- GIVEN DATA:
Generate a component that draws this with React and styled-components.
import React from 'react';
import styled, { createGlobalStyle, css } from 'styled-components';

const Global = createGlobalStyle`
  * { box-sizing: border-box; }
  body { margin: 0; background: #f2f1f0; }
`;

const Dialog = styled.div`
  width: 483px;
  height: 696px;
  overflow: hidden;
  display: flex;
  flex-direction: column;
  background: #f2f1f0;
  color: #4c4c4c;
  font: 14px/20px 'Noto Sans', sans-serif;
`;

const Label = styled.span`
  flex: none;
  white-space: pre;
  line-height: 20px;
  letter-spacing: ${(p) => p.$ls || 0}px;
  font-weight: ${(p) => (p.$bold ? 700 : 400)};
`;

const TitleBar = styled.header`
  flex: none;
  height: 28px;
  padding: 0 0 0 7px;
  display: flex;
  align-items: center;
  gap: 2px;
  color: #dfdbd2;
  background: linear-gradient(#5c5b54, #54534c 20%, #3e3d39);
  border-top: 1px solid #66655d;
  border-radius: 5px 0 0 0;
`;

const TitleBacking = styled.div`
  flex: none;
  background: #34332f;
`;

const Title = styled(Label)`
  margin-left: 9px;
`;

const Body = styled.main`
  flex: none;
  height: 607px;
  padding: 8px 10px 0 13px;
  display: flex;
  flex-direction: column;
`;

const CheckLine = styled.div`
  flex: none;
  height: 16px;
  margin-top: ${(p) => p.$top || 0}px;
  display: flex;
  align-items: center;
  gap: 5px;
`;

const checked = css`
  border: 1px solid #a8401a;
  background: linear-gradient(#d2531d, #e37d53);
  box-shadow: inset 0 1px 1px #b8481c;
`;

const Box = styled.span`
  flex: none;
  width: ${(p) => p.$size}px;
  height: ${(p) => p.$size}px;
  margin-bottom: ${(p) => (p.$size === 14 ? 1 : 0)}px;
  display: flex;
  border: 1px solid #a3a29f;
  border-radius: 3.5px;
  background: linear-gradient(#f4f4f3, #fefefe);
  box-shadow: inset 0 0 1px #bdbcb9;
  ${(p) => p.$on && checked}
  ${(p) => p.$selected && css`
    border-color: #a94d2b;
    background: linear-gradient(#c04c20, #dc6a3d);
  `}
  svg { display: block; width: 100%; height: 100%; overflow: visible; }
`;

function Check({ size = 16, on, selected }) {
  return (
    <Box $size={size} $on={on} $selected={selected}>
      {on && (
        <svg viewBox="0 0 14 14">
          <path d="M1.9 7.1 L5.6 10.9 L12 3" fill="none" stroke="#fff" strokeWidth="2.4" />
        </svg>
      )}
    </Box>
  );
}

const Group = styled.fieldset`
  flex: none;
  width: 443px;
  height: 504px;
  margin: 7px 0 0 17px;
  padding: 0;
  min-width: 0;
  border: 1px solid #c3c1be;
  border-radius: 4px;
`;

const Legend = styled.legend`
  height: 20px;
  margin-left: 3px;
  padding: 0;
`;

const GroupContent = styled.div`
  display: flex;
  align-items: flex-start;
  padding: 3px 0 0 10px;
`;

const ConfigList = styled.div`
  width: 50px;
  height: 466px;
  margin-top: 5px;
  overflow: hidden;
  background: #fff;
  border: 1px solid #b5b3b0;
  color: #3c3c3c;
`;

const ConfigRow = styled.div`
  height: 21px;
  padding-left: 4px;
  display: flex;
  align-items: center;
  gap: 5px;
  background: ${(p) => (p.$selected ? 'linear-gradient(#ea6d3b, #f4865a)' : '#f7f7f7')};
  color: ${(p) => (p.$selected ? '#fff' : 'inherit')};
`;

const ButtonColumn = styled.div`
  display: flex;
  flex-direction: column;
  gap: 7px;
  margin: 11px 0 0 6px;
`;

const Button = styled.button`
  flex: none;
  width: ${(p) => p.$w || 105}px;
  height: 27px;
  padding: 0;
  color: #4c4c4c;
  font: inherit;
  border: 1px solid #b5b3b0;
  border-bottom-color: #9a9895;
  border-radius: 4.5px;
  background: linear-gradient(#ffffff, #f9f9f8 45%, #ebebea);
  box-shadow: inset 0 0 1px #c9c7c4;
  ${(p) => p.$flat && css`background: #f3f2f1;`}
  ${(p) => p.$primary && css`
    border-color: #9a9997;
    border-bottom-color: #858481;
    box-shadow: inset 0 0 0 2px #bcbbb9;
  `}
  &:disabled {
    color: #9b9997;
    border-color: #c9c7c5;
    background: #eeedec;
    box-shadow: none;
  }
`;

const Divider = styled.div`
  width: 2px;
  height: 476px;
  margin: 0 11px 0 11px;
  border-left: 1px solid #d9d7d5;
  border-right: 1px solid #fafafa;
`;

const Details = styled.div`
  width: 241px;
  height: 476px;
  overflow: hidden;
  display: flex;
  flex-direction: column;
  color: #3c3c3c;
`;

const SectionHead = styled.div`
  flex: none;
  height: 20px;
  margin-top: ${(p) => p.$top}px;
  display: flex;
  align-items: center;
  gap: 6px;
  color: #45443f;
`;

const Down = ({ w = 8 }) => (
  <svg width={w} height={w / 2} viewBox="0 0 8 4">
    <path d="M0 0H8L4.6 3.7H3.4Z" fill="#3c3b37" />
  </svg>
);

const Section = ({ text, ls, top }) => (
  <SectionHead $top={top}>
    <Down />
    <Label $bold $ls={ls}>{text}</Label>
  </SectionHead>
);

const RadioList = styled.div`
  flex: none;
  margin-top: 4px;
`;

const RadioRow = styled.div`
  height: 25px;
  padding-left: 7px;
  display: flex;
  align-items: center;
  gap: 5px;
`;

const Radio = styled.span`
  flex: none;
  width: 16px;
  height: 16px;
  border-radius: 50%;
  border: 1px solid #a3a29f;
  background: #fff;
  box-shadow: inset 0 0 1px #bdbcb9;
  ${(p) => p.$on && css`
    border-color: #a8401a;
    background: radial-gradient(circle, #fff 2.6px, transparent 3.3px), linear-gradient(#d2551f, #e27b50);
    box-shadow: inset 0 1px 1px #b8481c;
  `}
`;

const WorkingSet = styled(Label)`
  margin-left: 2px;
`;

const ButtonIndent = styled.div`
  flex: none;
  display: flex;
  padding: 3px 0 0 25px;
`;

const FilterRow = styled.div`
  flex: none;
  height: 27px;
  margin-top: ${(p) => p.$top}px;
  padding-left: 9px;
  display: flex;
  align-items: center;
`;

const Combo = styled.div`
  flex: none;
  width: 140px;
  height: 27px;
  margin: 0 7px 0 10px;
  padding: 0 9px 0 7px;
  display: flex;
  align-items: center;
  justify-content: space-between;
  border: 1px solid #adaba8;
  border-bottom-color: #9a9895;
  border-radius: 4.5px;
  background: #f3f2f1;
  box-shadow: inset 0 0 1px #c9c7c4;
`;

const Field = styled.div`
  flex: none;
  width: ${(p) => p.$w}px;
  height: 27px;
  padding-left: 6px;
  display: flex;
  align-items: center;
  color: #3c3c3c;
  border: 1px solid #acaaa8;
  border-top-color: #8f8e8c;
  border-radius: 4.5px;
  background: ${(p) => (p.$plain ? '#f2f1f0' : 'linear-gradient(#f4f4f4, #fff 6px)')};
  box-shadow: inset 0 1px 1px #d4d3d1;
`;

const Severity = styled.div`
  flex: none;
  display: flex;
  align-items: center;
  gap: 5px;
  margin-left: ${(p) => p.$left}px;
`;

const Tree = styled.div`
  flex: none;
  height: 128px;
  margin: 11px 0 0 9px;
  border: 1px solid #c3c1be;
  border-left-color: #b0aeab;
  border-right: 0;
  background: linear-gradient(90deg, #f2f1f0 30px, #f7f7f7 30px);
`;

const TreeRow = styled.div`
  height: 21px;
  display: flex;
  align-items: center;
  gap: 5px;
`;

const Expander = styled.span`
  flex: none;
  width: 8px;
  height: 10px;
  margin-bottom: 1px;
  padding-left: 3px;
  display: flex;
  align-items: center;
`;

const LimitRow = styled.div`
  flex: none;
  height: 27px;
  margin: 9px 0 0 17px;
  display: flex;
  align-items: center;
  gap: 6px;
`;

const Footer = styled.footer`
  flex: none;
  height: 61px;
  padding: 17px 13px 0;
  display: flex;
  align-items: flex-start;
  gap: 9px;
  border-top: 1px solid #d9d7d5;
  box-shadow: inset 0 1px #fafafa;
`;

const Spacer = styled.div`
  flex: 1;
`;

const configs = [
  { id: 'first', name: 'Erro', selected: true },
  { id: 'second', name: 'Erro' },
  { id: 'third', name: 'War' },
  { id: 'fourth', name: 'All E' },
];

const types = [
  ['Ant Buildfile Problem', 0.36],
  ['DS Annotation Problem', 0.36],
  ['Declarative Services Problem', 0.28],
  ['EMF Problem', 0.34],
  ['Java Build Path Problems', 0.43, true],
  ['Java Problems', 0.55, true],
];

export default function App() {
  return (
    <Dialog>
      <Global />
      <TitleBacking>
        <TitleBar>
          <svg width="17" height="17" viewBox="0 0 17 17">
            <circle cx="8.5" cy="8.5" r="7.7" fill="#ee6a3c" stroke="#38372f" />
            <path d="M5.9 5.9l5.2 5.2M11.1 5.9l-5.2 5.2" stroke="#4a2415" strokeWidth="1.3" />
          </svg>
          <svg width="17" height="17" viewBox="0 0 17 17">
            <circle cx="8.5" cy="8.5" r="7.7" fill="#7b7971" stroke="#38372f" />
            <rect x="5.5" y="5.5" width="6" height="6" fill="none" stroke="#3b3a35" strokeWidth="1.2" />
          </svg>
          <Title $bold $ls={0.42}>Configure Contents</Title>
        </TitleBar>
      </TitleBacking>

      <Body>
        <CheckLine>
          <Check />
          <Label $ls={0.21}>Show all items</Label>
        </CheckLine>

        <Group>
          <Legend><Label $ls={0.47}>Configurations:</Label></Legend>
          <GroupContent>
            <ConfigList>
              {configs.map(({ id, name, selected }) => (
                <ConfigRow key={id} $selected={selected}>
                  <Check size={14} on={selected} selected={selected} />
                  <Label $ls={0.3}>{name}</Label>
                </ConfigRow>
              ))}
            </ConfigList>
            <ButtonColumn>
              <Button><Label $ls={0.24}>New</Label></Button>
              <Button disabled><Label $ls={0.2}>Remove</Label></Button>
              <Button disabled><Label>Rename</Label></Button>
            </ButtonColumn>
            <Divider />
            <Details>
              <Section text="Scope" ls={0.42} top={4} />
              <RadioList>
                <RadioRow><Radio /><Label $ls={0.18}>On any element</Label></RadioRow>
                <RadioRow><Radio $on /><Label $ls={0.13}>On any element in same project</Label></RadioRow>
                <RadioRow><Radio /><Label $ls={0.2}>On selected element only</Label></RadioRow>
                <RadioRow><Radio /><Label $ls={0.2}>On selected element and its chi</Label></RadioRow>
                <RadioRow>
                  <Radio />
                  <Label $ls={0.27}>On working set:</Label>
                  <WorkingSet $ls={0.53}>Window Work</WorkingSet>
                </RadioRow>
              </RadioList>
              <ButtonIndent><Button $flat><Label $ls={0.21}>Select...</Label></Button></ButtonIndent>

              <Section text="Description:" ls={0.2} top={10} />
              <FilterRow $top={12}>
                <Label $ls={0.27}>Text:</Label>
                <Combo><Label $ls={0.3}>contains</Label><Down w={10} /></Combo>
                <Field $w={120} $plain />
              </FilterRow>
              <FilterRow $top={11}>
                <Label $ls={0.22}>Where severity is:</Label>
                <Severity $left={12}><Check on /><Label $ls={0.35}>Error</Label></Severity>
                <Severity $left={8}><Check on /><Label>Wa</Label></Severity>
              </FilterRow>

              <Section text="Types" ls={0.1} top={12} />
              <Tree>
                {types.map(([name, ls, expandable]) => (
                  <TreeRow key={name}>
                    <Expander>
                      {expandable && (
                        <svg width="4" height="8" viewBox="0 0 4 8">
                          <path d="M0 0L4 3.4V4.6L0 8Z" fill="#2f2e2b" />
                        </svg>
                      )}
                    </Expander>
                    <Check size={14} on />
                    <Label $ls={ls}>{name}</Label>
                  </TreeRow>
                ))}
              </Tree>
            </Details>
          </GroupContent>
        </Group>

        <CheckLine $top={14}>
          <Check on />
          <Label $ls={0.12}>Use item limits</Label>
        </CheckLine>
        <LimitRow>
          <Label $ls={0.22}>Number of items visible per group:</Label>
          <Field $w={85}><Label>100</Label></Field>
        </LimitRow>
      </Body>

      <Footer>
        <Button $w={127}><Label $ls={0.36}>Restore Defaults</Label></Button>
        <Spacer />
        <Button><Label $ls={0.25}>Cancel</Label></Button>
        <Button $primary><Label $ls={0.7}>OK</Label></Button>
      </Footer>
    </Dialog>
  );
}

- TASK BRIEF: Where a line holds "components", copy that line.

- THE RESULT:
Generate a component that draws this with React and styled-components.
import styled, { createGlobalStyle, css } from 'styled-components';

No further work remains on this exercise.